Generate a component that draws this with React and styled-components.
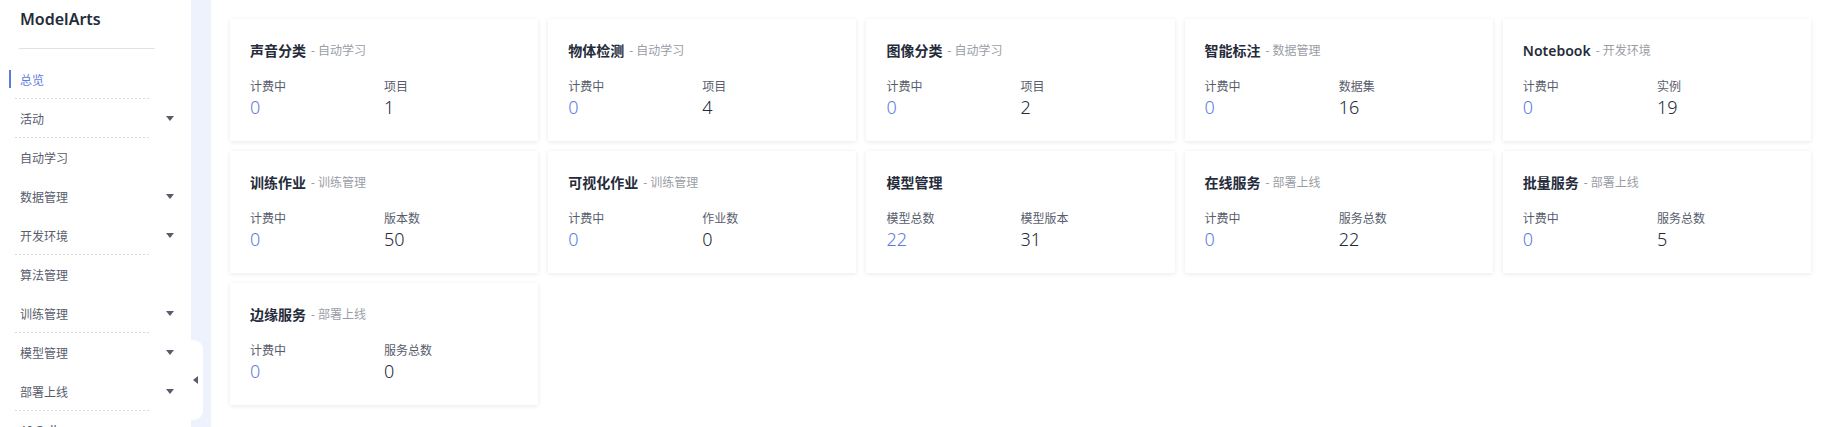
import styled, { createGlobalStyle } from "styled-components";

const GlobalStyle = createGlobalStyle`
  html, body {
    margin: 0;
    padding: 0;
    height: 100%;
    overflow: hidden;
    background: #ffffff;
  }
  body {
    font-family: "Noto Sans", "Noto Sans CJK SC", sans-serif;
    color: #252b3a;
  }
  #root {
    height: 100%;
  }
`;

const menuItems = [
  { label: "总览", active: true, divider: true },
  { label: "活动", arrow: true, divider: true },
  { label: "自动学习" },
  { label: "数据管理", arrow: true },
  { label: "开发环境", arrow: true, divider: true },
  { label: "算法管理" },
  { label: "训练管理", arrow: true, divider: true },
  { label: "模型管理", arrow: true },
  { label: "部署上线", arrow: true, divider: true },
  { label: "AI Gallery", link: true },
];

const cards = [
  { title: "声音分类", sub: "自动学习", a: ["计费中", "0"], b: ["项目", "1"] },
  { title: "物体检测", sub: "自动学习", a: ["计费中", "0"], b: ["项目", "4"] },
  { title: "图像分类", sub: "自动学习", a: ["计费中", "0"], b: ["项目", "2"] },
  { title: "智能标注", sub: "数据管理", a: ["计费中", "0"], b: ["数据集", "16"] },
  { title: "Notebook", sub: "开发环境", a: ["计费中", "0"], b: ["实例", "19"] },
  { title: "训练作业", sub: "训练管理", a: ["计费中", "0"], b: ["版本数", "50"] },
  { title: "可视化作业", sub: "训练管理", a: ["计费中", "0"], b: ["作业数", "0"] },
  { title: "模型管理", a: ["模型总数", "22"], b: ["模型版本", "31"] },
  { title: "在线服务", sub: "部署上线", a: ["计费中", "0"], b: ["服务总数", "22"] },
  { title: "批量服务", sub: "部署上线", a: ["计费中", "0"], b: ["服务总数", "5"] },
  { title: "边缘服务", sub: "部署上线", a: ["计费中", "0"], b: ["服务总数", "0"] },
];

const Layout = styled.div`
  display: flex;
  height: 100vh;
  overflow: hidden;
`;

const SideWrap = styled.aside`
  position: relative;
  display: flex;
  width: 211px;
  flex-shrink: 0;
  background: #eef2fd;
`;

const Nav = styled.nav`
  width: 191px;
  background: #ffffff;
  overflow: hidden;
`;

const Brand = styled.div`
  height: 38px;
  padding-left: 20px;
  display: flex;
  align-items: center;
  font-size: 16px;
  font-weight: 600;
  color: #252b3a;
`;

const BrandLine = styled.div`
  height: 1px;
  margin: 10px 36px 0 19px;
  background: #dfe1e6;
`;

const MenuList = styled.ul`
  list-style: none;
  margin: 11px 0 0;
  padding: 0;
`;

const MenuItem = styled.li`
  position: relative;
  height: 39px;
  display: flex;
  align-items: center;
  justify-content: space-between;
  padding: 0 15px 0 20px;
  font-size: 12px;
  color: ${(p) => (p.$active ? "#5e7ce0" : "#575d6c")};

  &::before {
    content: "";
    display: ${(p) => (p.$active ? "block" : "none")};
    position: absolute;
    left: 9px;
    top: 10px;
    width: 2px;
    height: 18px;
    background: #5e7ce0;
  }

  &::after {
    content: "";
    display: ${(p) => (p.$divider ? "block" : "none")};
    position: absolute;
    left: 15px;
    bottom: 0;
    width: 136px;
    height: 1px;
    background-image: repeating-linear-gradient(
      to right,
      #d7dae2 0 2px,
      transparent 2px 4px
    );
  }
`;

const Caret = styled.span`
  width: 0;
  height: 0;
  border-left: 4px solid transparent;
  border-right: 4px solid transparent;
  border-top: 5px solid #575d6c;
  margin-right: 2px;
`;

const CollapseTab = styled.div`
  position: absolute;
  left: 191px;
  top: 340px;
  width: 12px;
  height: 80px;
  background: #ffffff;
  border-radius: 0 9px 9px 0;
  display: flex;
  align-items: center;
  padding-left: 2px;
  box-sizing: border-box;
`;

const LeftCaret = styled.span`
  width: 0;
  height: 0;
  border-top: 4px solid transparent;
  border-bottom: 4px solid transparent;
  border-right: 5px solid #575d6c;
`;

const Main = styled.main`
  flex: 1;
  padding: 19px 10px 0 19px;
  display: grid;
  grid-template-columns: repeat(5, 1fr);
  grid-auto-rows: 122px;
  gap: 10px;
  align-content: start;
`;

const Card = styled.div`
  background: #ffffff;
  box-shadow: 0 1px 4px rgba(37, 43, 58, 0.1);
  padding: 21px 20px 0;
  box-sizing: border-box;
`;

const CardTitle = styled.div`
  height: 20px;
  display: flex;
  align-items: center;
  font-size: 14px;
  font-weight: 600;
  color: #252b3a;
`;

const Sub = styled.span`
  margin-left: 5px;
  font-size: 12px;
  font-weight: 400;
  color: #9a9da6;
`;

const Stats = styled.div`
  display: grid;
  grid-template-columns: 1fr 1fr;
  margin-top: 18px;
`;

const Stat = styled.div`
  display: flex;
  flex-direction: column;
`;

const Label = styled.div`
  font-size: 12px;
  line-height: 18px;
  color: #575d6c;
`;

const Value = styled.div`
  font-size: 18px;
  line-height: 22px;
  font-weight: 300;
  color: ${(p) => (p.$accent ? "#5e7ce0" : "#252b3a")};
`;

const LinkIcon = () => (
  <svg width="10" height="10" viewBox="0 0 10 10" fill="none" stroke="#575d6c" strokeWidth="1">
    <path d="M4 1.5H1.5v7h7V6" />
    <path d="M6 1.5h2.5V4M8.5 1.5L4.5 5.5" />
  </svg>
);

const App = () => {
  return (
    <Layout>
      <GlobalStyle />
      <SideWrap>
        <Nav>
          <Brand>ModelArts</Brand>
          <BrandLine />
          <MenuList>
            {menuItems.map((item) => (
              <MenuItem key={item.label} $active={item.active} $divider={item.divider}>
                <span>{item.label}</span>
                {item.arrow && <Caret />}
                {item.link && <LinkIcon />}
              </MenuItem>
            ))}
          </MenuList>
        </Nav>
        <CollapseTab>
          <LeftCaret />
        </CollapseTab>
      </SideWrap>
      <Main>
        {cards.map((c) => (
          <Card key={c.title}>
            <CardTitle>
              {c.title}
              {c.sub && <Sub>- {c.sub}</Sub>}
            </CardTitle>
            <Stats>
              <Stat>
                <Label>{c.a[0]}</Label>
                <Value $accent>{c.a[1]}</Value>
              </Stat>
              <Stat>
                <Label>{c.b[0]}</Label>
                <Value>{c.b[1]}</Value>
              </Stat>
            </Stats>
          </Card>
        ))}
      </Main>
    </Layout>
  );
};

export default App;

○ ○ ○ ○

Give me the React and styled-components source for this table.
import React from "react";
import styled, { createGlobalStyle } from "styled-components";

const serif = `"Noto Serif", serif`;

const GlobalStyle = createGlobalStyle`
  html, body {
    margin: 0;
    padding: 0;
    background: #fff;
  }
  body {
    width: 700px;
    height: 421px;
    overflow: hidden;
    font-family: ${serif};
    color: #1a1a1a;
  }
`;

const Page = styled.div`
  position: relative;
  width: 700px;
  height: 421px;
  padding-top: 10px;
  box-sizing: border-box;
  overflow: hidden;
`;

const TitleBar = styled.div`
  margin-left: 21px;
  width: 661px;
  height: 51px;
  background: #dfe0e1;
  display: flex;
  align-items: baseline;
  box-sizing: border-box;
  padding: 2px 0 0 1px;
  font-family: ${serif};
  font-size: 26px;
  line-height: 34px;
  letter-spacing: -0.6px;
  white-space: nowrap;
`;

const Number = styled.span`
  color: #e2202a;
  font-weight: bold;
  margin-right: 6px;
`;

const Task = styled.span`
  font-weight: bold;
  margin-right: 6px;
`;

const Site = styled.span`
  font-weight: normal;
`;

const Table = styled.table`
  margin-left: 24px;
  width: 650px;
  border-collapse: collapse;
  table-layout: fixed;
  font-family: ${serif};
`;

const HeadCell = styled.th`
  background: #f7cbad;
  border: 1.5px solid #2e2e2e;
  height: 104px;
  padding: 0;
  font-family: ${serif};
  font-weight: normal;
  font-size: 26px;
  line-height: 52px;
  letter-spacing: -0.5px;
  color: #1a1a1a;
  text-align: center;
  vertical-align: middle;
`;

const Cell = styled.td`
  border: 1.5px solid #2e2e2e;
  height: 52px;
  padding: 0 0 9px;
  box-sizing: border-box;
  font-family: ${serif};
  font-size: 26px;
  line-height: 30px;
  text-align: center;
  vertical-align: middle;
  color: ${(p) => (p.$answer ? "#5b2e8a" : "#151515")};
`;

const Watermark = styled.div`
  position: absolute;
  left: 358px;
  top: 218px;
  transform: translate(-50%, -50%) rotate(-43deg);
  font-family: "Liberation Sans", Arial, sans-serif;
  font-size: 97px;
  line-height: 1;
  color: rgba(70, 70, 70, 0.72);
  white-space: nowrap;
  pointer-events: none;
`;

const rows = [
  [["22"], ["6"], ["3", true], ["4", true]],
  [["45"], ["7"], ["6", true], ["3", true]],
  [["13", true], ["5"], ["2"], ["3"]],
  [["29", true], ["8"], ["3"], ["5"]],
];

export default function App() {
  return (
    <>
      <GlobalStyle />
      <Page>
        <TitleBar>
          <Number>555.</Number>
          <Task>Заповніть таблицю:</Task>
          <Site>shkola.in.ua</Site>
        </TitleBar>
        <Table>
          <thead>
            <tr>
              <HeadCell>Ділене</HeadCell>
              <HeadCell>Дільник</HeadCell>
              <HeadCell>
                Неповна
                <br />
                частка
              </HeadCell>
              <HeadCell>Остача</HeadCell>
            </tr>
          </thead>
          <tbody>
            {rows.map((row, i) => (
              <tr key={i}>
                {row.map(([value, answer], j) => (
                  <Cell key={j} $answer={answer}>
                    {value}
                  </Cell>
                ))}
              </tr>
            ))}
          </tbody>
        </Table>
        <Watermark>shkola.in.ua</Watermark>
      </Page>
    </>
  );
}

○ ○ ○ ○

#### [Prompt]
Among the lines of the listing, how many hold the string "this"? Respond with only the number.

#### [Answer for the task]
2